Identificado pela primeira vez em 2019, o spamouflage refere-se a uma extensa rede de contas vinculadas a Pequim que divulgam propaganda pró-China.
“Há vários anos rastreamos esta campanha de spamouflage IO [operação de informação]”, disse Williams. “Esta é a primeira vez que vemos esta campanha usar este tipo de técnica ou tecnologia.”
Um porta-voz da Embaixada chinesa em Washington disse à VOA que o relatório Graphika “está cheio de preconceitos e especulações maliciosas às quais a China se opõe firmemente”.
“Nos últimos anos, alguns meios de comunicação e think tanks ocidentais caluniaram o uso da China de falsas contas da mídia social, para divulgar as chamadas informações ‘pró-China’”, disse o porta-voz via e-mail. “A China acredita que todos os usuários da mídia social têm o direito de expressar sua própria voz.”
No entanto, vários órgãos documentaram como a China censura as mídias sociais e até mesmo prende os usuários que criticam o governo.
Erosão da confiança
A habilidade e eficiência com as quais a IA pode gerar desinformação é particularmente preocupante para Williams.
“A maior preocupação é a contínua erosão da confiança, quer se trate de mídias de notícias, ou de notícias publicadas em plataformas de mídia social. Esse nível de autenticidade está cada vez mais em discussão, à medida que vemos essa escala aumentar, o que supomos que ocorrerá”, afirmou. “Para mim, essa é a principal preocupação. Será que acabaremos neste ambiente final, de confiança zero, cínico, onde tudo é falso?”
“Esse é um tipo de cenário apocalíptico”, acrescentou Williams rapidamente. Estes desenvolvimentos ainda não devem ser exagerados, advertiu.
Atualmente, a tecnologia está longe de estar aperfeiçoada, de acordo com Bill Drexel, que pesquisa inteligência artificial no think tank Center for a New American Security, em Washington.
“Quando vi os vídeos inicialmente, pensei que eram quase engraçados, porque eles não combinavam com uma falsificação profunda particularmente de alta qualidade”, disse à VOA. “Mas é uma espécie de presságio sombrio do que está por vir, no que se refere à desinformação no exterior”.
“A China é meio infame por sua desinformação estrangeira ser surda e muitas vezes contraproducente”, disse Drexel.
Mas a China não está sozinha no uso da tecnologia para desinformação.
O relatório do Serviço de Ação Externa da União Europeia (UE) concentrou-se na desinformação russa e chinesa e descobriu que Moscou estava apoiando operações de desinformação que personificam os meios de comunicação internacionais.

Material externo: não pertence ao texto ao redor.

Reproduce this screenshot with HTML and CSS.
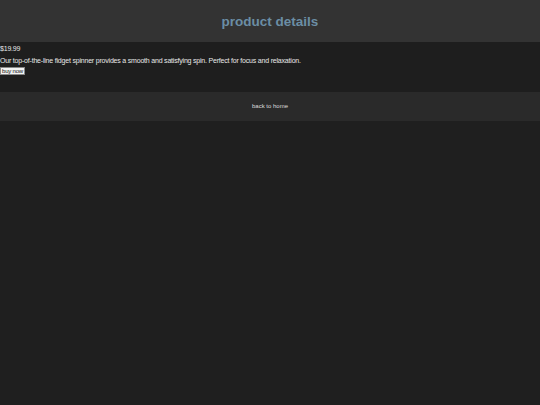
FILE: index.html
```html
<!DOCTYPE html>
<html>
<head>
<meta charset="utf-8">
<link rel="stylesheet" href="styles.css">
</head>
<body>
<header class="site-header">
  <h1 class="title">product details</h1>
</header>
<main class="product">
  <p class="price">$19.99</p>
  <p class="desc">Our top-of-the-line fidget spinner provides a smooth and satisfying spin. Perfect for focus and relaxation.</p>
  <button class="buy">buy now</button>
</main>
<footer class="site-footer">
  <a class="home-link">back to home</a>
</footer>
</body>
</html>
```
FILE: styles.css
```css
html, body {
  margin: 0;
  padding: 0;
  background: #1f1f1f;
  font-family: "Liberation Sans", Arial, sans-serif;
  color: #e8e8e8;
}
.site-header {
  background: #333333;
  height: 42px;
  display: flex;
  align-items: center;
  justify-content: center;
}
.title {
  margin: 0;
  font-size: 13.5px;
  font-weight: bold;
  color: #6b8ea5;
}
.product {
  background: #1e1e1e;
  height: 50px;
  padding-top: 3px;
  box-sizing: border-box;
}
.price, .desc {
  margin: 0;
  font-size: 7px;
  line-height: 8px;
  letter-spacing: -0.2px;
}
.price { margin-bottom: 4px; }
.desc { margin-bottom: 2px; }
.buy {
  display: block;
  font-family: "Liberation Sans", Arial, sans-serif;
  font-size: 6px;
  letter-spacing: -0.2px;
  padding: 0 1px;
  margin: 0;
  background: #f2f2f2;
  color: #111;
  border: 1px solid #888;
  border-radius: 0;
  line-height: 6px;
  height: 8px;
}
.site-footer {
  background: #2a2a2a;
  height: 29px;
  display: flex;
  align-items: center;
  justify-content: center;
}
.home-link {
  font-size: 6px;
  line-height: 6px;
  margin-bottom: 1px;
  color: #dddddd;
}
```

O estudo analisou uma amostra de 100 casos do que ele denomina “manipulação de informação”, entre outubro e dezembro. Com 60 exemplos ligados à invasão russa da Ucrânia, o objetivo de Moscou é distrair o público, desviar a culpa ou direcionar a atenção para diferentes tópicos, segundo o relatório.
“Esta guerra não é conduzida apenas no campo de batalha pelos soldados, mas ela é travada também no espaço da informação, tentando conquistar os corações e as mentes do povo”, disse o chefe de Política Externa da UE, Josep Borrell, em um discurso em fevereiro. “Temos muitas provas de que a Rússia está por trás de tentativas coordenadas de manipular os debates públicos em sociedades abertas.”
A mídia impressa e televisiva são os alvos mais frequentes da falsificação de identidade de Moscou, em particular quando se trata da Ucrânia.
O relatório citou quatro casos em que foram criadas falsas páginas de capa, imitando revistas satíricas europeias, para atacar a Ucrânia e o presidente Volodymyr Zelenskyy.
“Ninguém está isento de ver sua identidade ou marca ser mal utilizada”, afirmou o relatório. “Os atores de ameaças usam a representação para acrescentar legitimidade às suas mensagens e para alcançar e afetar o público familiarizado e confiante nas entidades personificadas.”
A Embaixada da Rússia em Washington não respondeu ao e-mail da VOA solicitando comentários.
A estratégia de falsificação é rudimentar, mas a desinformação não precisa ser sofisticada para ser eficaz, disse Nika Aleksejeva, que investiga a desinformação russa no Laboratório de Investigação Forense Digital do Conselho do Atlântico.
Às vezes, o básico funciona melhor, disse. Atribuir coisas falsas aos veículos de mídia torna as mentiras mais plausíveis. O objetivo é fazer com que os leitores pensem: “Se este meio de comunicação legítimo escreveu sobre isso, então deve ser verdade”, disse Aleksejeva.
Esta estratégia é particularmente eficaz porque quando os leitores clicam nas páginas falsas, eles serão levados de volta ao verdadeiro site de notícias, de acordo com Aleksejeva.
“É preciso mais vigilância de um leitor para realmente perceber que algo está errado”, disse Aleksejeva à VOA da capital da Letônia, Riga.
Aleksejeva também está preocupada sobre como a IA generativa poderia ser usada para potencializar as campanhas de desinformação. Agora, disse ela, é tão fácil quanto alimentar uma ferramenta de IA com alguns detalhes e pedir uma história.
“O volume vai mudar definitivamente”, declarou. “É muito mais fácil inventar uma história.”